Your task is to repeat the lines below exactly, excluding any pictures they contain.

[Material provided]
▬▬▬▬▬▬

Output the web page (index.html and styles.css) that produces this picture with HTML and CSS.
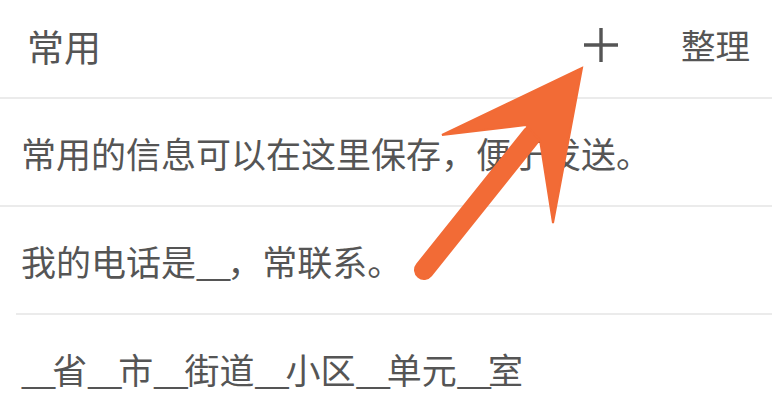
FILE: index.html
```html
<!DOCTYPE html>
<html lang="zh-CN">
<head>
<meta charset="utf-8">
<link rel="stylesheet" href="styles.css">
</head>
<body>
<div class="page">
  <header class="bar">
    <span class="title">常用</span>
    <span class="spacer"></span>
    <svg class="plus" viewBox="0 0 36 36" width="36" height="36" aria-label="添加">
      <path d="M18 1V35M1 18H35" stroke="#555" stroke-width="3.4" fill="none"/>
    </svg>
    <span class="action">整理</span>
  </header>
  <ul class="list">
    <li class="row">常用的信息可以在这里保存，便于发送。</li>
    <li class="row inset">我的电话是<span class="blank">__</span>，常联系。</li>
    <li class="row"><span class="blank">__</span>省<span class="blank">__</span>市<span class="blank">__</span>街道<span class="blank">__</span>小区<span class="blank">__</span>单元<span class="blank">__</span>室</li>
  </ul>
  <svg class="arrow" viewBox="0 0 772 401" width="772" height="401">
    <line x1="424" y1="270" x2="532" y2="135" stroke="#f26b36" stroke-width="20" stroke-linecap="round"/>
    <polygon points="582,68 442,135 526,125 540,140 553,223" fill="#f26b36" stroke="#f26b36" stroke-width="2" stroke-linejoin="miter"/>
  </svg>
</div>
</body>
</html>
```

FILE: styles.css
```css
html, body {
  margin: 0;
  padding: 0;
  background: #ffffff;
}

.page {
  position: relative;
  width: 772px;
  height: 401px;
  overflow: hidden;
  font-family: "Noto Sans CJK SC", "Noto Sans", sans-serif;
  color: #555555;
}

.bar {
  display: flex;
  align-items: center;
  height: 97px;
  padding: 0 22px 0 27px;
  border-bottom: 2px solid #ebebeb;
  box-sizing: content-box;
}

.title {
  font-size: 37px;
  line-height: 1;
  margin-top: -4px;
}

.spacer {
  flex: 1;
}

.plus {
  display: block;
  margin-top: -8px;
  margin-right: 62px;
}

.action {
  font-size: 34.5px;
  line-height: 1;
  margin-top: -8px;
}

.list {
  list-style: none;
  margin: 0;
  padding: 0;
}

.row {
  display: flex;
  align-items: center;
  height: 106px;
  padding-left: 21px;
  font-size: 35px;
  line-height: 1;
  border-bottom: 2px solid #ebebeb;
  white-space: nowrap;
}

.row.inset {
  border-bottom: none;
  padding-bottom: 2px;
  background: linear-gradient(#ebebeb, #ebebeb) no-repeat 16px 100% / calc(100% - 16px) 2px;
}

.row:last-child {
  border-bottom: none;
}

.blank {
  letter-spacing: -4px;
}

.arrow {
  position: absolute;
  left: 0;
  top: 0;
  pointer-events: none;
}
```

▬▬▬▬▬▬

[Result for this exercise]
Output the web page (index.html and styles.css) that produces this picture with HTML and CSS.
FILE: index.html
```html
<!DOCTYPE html>
<html lang="zh-CN">
<head>
<meta charset="utf-8">
<link rel="stylesheet" href="styles.css">
</head>
<body>
<div class="page">
  <header class="bar">
    <span class="title">常用</span>
    <span class="spacer"></span>
    <svg class="plus" viewBox="0 0 36 36" width="36" height="36" aria-label="添加">
      <path d="M18 1V35M1 18H35" stroke="#555" stroke-width="3.4" fill="none"/>
    </svg>
    <span class="action">整理</span>
  </header>
  <ul class="list">
    <li class="row">常用的信息可以在这里保存，便于发送。</li>
    <li class="row inset">我的电话是<span class="blank">__</span>，常联系。</li>
    <li class="row"><span class="blank">__</span>省<span class="blank">__</span>市<span class="blank">__</span>街道<span class="blank">__</span>小区<span class="blank">__</span>单元<span class="blank">__</span>室</li>
  </ul>
  <svg class="arrow" viewBox="0 0 772 401" width="772" height="401">
    <line x1="424" y1="270" x2="532" y2="135" stroke="#f26b36" stroke-width="20" stroke-linecap="round"/>
    <polygon points="582,68 442,135 526,125 540,140 553,223" fill="#f26b36" stroke="#f26b36" stroke-width="2" stroke-linejoin="miter"/>
  </svg>
</div>
</body>
</html>
```

FILE: styles.css
```css
html, body {
  margin: 0;
  padding: 0;
  background: #ffffff;
}

.page {
  position: relative;
  width: 772px;
  height: 401px;
  overflow: hidden;
  font-family: "Noto Sans CJK SC", "Noto Sans", sans-serif;
  color: #555555;
}

.bar {
  display: flex;
  align-items: center;
  height: 97px;
  padding: 0 22px 0 27px;
  border-bottom: 2px solid #ebebeb;
  box-sizing: content-box;
}

.title {
  font-size: 37px;
  line-height: 1;
  margin-top: -4px;
}

.spacer {
  flex: 1;
}

.plus {
  display: block;
  margin-top: -8px;
  margin-right: 62px;
}

.action {
  font-size: 34.5px;
  line-height: 1;
  margin-top: -8px;
}

.list {
  list-style: none;
  margin: 0;
  padding: 0;
}

.row {
  display: flex;
  align-items: center;
  height: 106px;
  padding-left: 21px;
  font-size: 35px;
  line-height: 1;
  border-bottom: 2px solid #ebebeb;
  white-space: nowrap;
}

.row.inset {
  border-bottom: none;
  padding-bottom: 2px;
  background: linear-gradient(#ebebeb, #ebebeb) no-repeat 16px 100% / calc(100% - 16px) 2px;
}

.row:last-child {
  border-bottom: none;
}

.blank {
  letter-spacing: -4px;
}

.arrow {
  position: absolute;
  left: 0;
  top: 0;
  pointer-events: none;
}
```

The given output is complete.